Laws have a huge impact on our methods of collection, what time of day we do it, who we call and what we say. Unfortunately, these laws can change any day. If we are not staying up to date on laws that affect credit and collections we’re putting ourselves or our company at risk. Maybe you do not know the current credit and collections law to a T, you may be violating it now without even realizing it.
By violating these credit and collections laws, we could be setting ourselves or our companies up for hefty fines. Most credit and collections laws are not helpful to the collector. Instead, they put restrictions on the time of day you can call, what you can say and who you can accept as a customer on credit terms.

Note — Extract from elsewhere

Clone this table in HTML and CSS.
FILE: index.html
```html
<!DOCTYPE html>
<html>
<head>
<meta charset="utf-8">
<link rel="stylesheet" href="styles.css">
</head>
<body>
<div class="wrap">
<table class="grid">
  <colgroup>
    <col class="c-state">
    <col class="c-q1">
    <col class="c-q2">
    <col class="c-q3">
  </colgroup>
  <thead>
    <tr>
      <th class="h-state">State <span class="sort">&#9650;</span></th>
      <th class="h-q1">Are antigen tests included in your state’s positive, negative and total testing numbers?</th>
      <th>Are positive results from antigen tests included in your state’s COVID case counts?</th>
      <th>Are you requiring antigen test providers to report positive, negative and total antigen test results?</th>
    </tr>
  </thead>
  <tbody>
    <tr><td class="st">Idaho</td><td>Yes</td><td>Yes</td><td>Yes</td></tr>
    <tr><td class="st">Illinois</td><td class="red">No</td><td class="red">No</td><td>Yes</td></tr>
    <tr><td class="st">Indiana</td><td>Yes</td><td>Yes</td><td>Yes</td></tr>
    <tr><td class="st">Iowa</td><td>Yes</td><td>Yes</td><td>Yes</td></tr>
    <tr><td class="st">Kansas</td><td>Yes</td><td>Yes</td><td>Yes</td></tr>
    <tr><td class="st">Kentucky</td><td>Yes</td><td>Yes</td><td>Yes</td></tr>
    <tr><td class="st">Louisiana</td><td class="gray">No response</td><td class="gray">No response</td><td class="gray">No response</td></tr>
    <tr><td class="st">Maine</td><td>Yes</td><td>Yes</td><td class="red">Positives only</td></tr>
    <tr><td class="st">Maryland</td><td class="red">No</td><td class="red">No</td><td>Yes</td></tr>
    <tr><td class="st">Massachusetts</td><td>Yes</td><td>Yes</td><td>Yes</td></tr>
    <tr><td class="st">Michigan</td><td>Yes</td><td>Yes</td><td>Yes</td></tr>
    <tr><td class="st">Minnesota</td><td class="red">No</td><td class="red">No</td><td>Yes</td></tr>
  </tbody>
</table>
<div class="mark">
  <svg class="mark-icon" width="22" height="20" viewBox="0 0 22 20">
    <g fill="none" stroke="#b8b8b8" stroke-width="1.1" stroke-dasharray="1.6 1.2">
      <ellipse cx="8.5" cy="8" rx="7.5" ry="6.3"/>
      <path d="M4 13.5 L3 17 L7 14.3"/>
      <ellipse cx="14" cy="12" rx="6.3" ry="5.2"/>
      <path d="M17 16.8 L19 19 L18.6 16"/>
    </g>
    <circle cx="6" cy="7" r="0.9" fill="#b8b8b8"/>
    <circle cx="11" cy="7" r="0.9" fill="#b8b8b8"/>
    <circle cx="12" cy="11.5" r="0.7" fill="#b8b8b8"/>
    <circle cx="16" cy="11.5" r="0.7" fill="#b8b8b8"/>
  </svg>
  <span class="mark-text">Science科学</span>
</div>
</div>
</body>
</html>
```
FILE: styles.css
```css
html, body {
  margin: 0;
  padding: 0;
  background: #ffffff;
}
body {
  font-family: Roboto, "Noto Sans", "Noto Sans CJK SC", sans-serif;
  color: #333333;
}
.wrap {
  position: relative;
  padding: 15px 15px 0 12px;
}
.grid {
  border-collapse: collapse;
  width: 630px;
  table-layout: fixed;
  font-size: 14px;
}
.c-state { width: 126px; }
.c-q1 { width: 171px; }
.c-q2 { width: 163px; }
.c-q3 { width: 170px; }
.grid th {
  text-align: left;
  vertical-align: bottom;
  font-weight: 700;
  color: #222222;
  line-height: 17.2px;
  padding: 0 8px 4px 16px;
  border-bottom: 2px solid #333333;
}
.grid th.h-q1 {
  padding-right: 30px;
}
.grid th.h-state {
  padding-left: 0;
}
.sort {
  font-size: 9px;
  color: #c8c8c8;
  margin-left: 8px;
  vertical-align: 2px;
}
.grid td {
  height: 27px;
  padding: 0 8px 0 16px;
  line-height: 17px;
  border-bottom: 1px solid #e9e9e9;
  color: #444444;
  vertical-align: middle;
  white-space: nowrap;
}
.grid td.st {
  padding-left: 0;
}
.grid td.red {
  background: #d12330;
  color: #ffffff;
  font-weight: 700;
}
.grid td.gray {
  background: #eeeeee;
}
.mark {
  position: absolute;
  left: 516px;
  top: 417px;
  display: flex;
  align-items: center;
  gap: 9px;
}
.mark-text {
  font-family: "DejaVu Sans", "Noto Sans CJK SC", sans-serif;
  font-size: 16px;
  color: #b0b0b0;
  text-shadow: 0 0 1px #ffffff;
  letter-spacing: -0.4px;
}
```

If your customers are aware of these laws as well, you could be at risk of losing these customers by violating the law. No customer wants to feel as though their rights and protections are not being respected, so it is important that all credit and collections laws are followed correctly in order to retain customers.
Finally, you want to maintain your reputation as a company that follows the rules. If people get wind that you are harassing customers in order to collect on unpaid accounts, new customers will not want to work with you.

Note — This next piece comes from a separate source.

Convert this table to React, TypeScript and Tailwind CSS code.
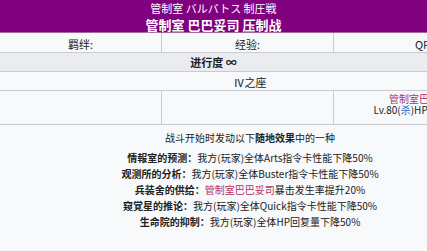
import React from 'react';

const effects = [
  { name: '情報室的预测：', text: '我方(玩家)全体Arts指令卡性能下降50%' },
  { name: '观测所的分析：', text: '我方(玩家)全体Buster指令卡性能下降50%' },
  { name: '兵装舍的供给：', red: '管制室巴巴妥司', text: '暴击发生率提升20%' },
  { name: '窥覚星的推论：', text: '我方(玩家)全体Quick指令卡性能下降50%' },
  { name: '生命院的抑制：', text: '我方(玩家)全体HP回复量下降50%' },
];

const App: React.FC = () => {
  return (
    <div
      className="w-[427px] h-[251px] overflow-hidden bg-[#f8f9fa] text-[#202122]"
      style={{ fontFamily: '"Noto Sans CJK SC", "Noto Sans", sans-serif' }}
    >
      {/* Title */}
      <div className="h-[33px] bg-[#800080] text-white flex flex-col items-center border-b border-[#a2689c]">
        <div className="text-[11px] leading-[14px] pt-[1px]">管制室 バルバトス 制圧戦</div>
        <div className="text-[13px] leading-[17px] font-bold pt-[1px]">管制室 巴巴妥司 压制战</div>
      </div>

      {/* Rewards */}
      <div className="w-[514px] grid grid-cols-[162px_172px_180px] h-[20px] text-[11px] border-b border-[#c8ccd1]">
        <div className="flex items-center justify-center pt-[3px] border-r border-[#c8ccd1]">羁绊:</div>
        <div className="flex items-center justify-center pt-[3px] border-r border-[#c8ccd1]">经验:</div>
        <div className="flex items-center justify-center pt-[3px]">QP:</div>
      </div>

      {/* Progress */}
      <div className="h-[19px] bg-[#eaecf0] border-b border-[#c8ccd1] flex items-center justify-center text-[11px] font-bold">
        进行度 ∞
      </div>

      {/* Stage */}
      <div className="w-[500px] h-[19px] border-b border-[#c8ccd1] flex items-center justify-center text-[11px] pt-[2px]">
        Ⅳ之座
      </div>

      {/* Enemies */}
      <div className="w-[514px] grid grid-cols-[162px_172px_180px] h-[34px] text-[10px] border-b border-[#c8ccd1]">
        <div className="border-r border-[#c8ccd1]"></div>
        <div className="border-r border-[#c8ccd1]"></div>
        <div className="flex flex-col items-center pt-[2px] leading-[11px]">
          <span className="text-[#b3305f]">管制室巴巴妥司</span>
          <span className="whitespace-nowrap">
            Lv.80(<span className="text-[#3366cc]">杀</span>)HP 1,234,567
          </span>
        </div>
      </div>

      {/* Field effects */}
      <div className="w-[500px] flex flex-col items-center pt-[5px] text-[10px] leading-[16px]">
        <div className="mb-[4px]">
          战斗开始时发动以下<span className="font-bold">随地效果</span>中的一种
        </div>
        {effects.map((e) => (
          <div key={e.name} className="whitespace-nowrap">
            <span className="font-bold">{e.name}</span>
            {e.red && <span className="text-[#b3305f]">{e.red}</span>}
            {e.text}
          </div>
        ))}
      </div>
    </div>
  );
};

export default App;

In this whitepaper, we will be covering the Fair Credit Reporting Act, the Equal Credit Opportunity Act, the Truth in Lending Act and the Fair Debt Collection Act. Additionally, we will be covering best practices to ensure you are always following credit and collections law.
*DISCLAIMER: We are not lawyers, this is meant as a basic overview of the law. Please consult with an attorney for any legal advice or consulting
THE FAIR CREDIT BILLING ACT
The Fair Credit Billing Act affects invoice disputes in the accounts receivable department. This law allows consumers to dispute a bill sent to them if they believe a mistake was made. This law was created to protect consumers from being held liable for charges which are incorrect or for services you didn’t accept or agree on. For this reason, accounts receivable departments need to be aware of this law in order to guarantee they can comply and collect as much as what was owed to them. There are certain important dates and facts that can affect exactly how much you will collect in the end.
WHAT TYPES OF DISPUTES ARE COVERED?
The Fair Credit Billing Act only relates to certain types of billing errors. A customer does not get certain protections from the Fair Credit Billing Act for damaged goods or disputes on the quality of the product or service. The Fair Credit Billing Act covers:
- Unauthorized charges
- Charges that list the wrong date or amount
- Mathematical errors
- Failure to send the invoice to the correct address
WHAT YOU MUST KNOW ABOUT THE FAIR CREDIT BILLING ACT
There is a certain time line you must follow in order to take advantage of the law and collect as much as possible. The law requires that a customer notify you of the error within 60 day after you mailed the bill with the error. There are two actions you must take in order to collect what is owed to you, or the consumer automatically does not have to pay up to $50 of the bill.
- You must send a written letter acknowledging the consumer’s complaint to the consumer within 30 days.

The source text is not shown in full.